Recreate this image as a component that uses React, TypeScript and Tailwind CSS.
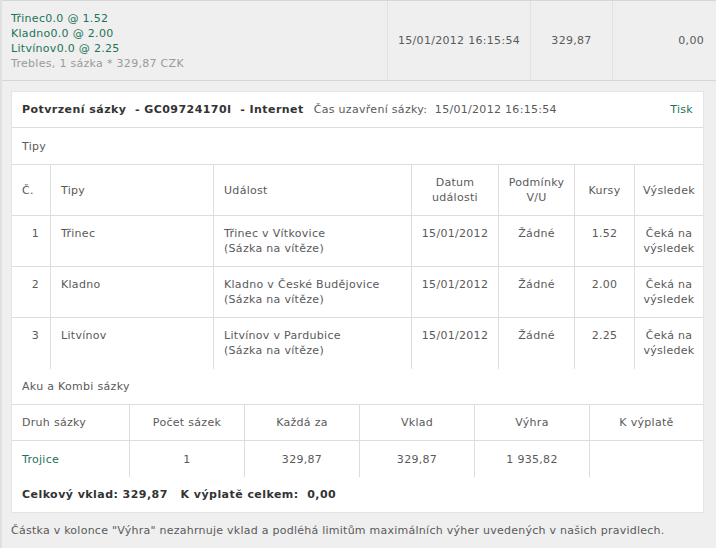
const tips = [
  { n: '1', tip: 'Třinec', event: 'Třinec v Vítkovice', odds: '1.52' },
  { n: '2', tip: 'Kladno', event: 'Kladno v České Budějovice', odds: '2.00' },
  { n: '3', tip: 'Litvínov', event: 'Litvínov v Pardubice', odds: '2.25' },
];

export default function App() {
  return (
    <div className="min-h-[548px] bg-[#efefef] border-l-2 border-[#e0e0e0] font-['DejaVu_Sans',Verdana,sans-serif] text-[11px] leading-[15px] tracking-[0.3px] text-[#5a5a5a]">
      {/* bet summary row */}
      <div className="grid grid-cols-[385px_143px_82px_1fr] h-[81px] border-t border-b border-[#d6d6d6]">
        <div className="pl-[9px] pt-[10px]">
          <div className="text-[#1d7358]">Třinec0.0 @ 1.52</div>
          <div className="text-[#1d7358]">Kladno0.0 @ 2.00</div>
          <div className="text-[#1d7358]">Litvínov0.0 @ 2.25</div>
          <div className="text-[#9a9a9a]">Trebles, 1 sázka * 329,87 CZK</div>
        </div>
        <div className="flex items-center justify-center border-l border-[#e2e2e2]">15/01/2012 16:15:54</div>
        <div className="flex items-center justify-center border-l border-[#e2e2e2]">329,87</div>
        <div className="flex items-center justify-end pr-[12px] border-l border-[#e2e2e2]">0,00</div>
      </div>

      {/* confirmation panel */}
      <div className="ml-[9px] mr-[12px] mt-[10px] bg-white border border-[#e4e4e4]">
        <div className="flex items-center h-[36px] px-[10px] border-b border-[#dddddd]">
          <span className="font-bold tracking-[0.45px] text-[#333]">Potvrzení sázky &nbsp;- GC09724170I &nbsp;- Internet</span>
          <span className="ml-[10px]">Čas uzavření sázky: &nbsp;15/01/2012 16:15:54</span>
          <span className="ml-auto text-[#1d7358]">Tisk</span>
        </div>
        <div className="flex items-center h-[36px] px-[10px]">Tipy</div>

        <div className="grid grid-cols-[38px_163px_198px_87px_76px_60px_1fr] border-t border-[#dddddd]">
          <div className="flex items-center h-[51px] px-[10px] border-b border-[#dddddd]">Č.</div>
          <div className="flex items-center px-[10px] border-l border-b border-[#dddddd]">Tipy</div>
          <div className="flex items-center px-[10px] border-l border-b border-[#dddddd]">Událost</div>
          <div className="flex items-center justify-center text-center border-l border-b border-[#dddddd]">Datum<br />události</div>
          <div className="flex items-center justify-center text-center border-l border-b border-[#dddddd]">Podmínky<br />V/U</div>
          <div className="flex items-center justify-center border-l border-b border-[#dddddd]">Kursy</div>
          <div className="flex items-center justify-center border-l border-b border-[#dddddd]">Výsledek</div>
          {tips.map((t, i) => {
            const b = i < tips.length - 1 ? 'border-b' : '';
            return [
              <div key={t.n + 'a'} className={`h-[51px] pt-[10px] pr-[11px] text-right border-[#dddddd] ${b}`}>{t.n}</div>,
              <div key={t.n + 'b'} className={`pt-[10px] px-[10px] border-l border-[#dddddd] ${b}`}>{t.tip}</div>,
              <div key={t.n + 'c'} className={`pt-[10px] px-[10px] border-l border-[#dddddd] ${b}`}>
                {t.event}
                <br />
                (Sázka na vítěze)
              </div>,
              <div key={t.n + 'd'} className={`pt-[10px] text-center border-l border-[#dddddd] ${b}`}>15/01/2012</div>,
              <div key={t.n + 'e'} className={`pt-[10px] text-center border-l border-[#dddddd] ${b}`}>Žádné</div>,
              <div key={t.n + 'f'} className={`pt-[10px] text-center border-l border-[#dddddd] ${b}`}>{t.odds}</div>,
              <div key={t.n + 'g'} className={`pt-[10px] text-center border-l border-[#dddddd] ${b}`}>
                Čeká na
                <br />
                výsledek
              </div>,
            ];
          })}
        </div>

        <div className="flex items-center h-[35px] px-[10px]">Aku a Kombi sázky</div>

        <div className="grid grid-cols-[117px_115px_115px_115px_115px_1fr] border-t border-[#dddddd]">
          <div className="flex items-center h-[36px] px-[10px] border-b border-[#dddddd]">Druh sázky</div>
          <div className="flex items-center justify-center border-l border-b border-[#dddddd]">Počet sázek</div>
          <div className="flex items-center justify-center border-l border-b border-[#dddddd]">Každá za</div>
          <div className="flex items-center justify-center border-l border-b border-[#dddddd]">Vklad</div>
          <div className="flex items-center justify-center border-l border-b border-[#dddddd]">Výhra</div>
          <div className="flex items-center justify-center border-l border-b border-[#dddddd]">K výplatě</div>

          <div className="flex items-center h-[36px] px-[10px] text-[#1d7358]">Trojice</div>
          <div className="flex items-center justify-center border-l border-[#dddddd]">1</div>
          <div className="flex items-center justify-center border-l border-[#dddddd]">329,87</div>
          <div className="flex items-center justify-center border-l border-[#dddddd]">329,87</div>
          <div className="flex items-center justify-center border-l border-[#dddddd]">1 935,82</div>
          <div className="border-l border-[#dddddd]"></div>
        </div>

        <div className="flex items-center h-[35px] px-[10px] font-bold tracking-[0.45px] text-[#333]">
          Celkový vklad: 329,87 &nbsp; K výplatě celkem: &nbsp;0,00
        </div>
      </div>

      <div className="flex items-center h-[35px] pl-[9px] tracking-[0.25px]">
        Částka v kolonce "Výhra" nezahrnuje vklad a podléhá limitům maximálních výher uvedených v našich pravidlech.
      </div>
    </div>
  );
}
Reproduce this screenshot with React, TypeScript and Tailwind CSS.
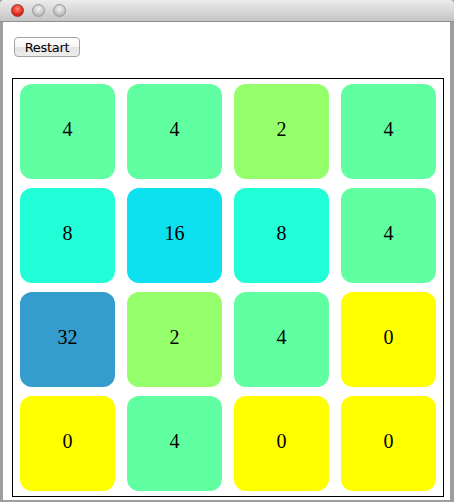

—————

### What this task involves
Pictures in the records above are left out; print everything else exactly as written.

### Solution for this exercise
Recreate this image as a component that uses React, TypeScript and Tailwind CSS.
const tips = [
  { n: '1', tip: 'Třinec', event: 'Třinec v Vítkovice', odds: '1.52' },
  { n: '2', tip: 'Kladno', event: 'Kladno v České Budějovice', odds: '2.00' },
  { n: '3', tip: 'Litvínov', event: 'Litvínov v Pardubice', odds: '2.25' },
];

export default function App() {
  return (
    <div className="min-h-[548px] bg-[#efefef] border-l-2 border-[#e0e0e0] font-['DejaVu_Sans',Verdana,sans-serif] text-[11px] leading-[15px] tracking-[0.3px] text-[#5a5a5a]">
      {/* bet summary row */}
      <div className="grid grid-cols-[385px_143px_82px_1fr] h-[81px] border-t border-b border-[#d6d6d6]">
        <div className="pl-[9px] pt-[10px]">
          <div className="text-[#1d7358]">Třinec0.0 @ 1.52</div>
          <div className="text-[#1d7358]">Kladno0.0 @ 2.00</div>
          <div className="text-[#1d7358]">Litvínov0.0 @ 2.25</div>
          <div className="text-[#9a9a9a]">Trebles, 1 sázka * 329,87 CZK</div>
        </div>
        <div className="flex items-center justify-center border-l border-[#e2e2e2]">15/01/2012 16:15:54</div>
        <div className="flex items-center justify-center border-l border-[#e2e2e2]">329,87</div>
        <div className="flex items-center justify-end pr-[12px] border-l border-[#e2e2e2]">0,00</div>
      </div>

      {/* confirmation panel */}
      <div className="ml-[9px] mr-[12px] mt-[10px] bg-white border border-[#e4e4e4]">
        <div className="flex items-center h-[36px] px-[10px] border-b border-[#dddddd]">
          <span className="font-bold tracking-[0.45px] text-[#333]">Potvrzení sázky &nbsp;- GC09724170I &nbsp;- Internet</span>
          <span className="ml-[10px]">Čas uzavření sázky: &nbsp;15/01/2012 16:15:54</span>
          <span className="ml-auto text-[#1d7358]">Tisk</span>
        </div>
        <div className="flex items-center h-[36px] px-[10px]">Tipy</div>

        <div className="grid grid-cols-[38px_163px_198px_87px_76px_60px_1fr] border-t border-[#dddddd]">
          <div className="flex items-center h-[51px] px-[10px] border-b border-[#dddddd]">Č.</div>
          <div className="flex items-center px-[10px] border-l border-b border-[#dddddd]">Tipy</div>
          <div className="flex items-center px-[10px] border-l border-b border-[#dddddd]">Událost</div>
          <div className="flex items-center justify-center text-center border-l border-b border-[#dddddd]">Datum<br />události</div>
          <div className="flex items-center justify-center text-center border-l border-b border-[#dddddd]">Podmínky<br />V/U</div>
          <div className="flex items-center justify-center border-l border-b border-[#dddddd]">Kursy</div>
          <div className="flex items-center justify-center border-l border-b border-[#dddddd]">Výsledek</div>
          {tips.map((t, i) => {
            const b = i < tips.length - 1 ? 'border-b' : '';
            return [
              <div key={t.n + 'a'} className={`h-[51px] pt-[10px] pr-[11px] text-right border-[#dddddd] ${b}`}>{t.n}</div>,
              <div key={t.n + 'b'} className={`pt-[10px] px-[10px] border-l border-[#dddddd] ${b}`}>{t.tip}</div>,
              <div key={t.n + 'c'} className={`pt-[10px] px-[10px] border-l border-[#dddddd] ${b}`}>
                {t.event}
                <br />
                (Sázka na vítěze)
              </div>,
              <div key={t.n + 'd'} className={`pt-[10px] text-center border-l border-[#dddddd] ${b}`}>15/01/2012</div>,
              <div key={t.n + 'e'} className={`pt-[10px] text-center border-l border-[#dddddd] ${b}`}>Žádné</div>,
              <div key={t.n + 'f'} className={`pt-[10px] text-center border-l border-[#dddddd] ${b}`}>{t.odds}</div>,
              <div key={t.n + 'g'} className={`pt-[10px] text-center border-l border-[#dddddd] ${b}`}>
                Čeká na
                <br />
                výsledek
              </div>,
            ];
          })}
        </div>

        <div className="flex items-center h-[35px] px-[10px]">Aku a Kombi sázky</div>

        <div className="grid grid-cols-[117px_115px_115px_115px_115px_1fr] border-t border-[#dddddd]">
          <div className="flex items-center h-[36px] px-[10px] border-b border-[#dddddd]">Druh sázky</div>
          <div className="flex items-center justify-center border-l border-b border-[#dddddd]">Počet sázek</div>
          <div className="flex items-center justify-center border-l border-b border-[#dddddd]">Každá za</div>
          <div className="flex items-center justify-center border-l border-b border-[#dddddd]">Vklad</div>
          <div className="flex items-center justify-center border-l border-b border-[#dddddd]">Výhra</div>
          <div className="flex items-center justify-center border-l border-b border-[#dddddd]">K výplatě</div>

          <div className="flex items-center h-[36px] px-[10px] text-[#1d7358]">Trojice</div>
          <div className="flex items-center justify-center border-l border-[#dddddd]">1</div>
          <div className="flex items-center justify-center border-l border-[#dddddd]">329,87</div>
          <div className="flex items-center justify-center border-l border-[#dddddd]">329,87</div>
          <div className="flex items-center justify-center border-l border-[#dddddd]">1 935,82</div>
          <div className="border-l border-[#dddddd]"></div>
        </div>

        <div className="flex items-center h-[35px] px-[10px] font-bold tracking-[0.45px] text-[#333]">
          Celkový vklad: 329,87 &nbsp; K výplatě celkem: &nbsp;0,00
        </div>
      </div>

      <div className="flex items-center h-[35px] pl-[9px] tracking-[0.25px]">
        Částka v kolonce "Výhra" nezahrnuje vklad a podléhá limitům maximálních výher uvedených v našich pravidlech.
      </div>
    </div>
  );
}
Reproduce this screenshot with React, TypeScript and Tailwind CSS.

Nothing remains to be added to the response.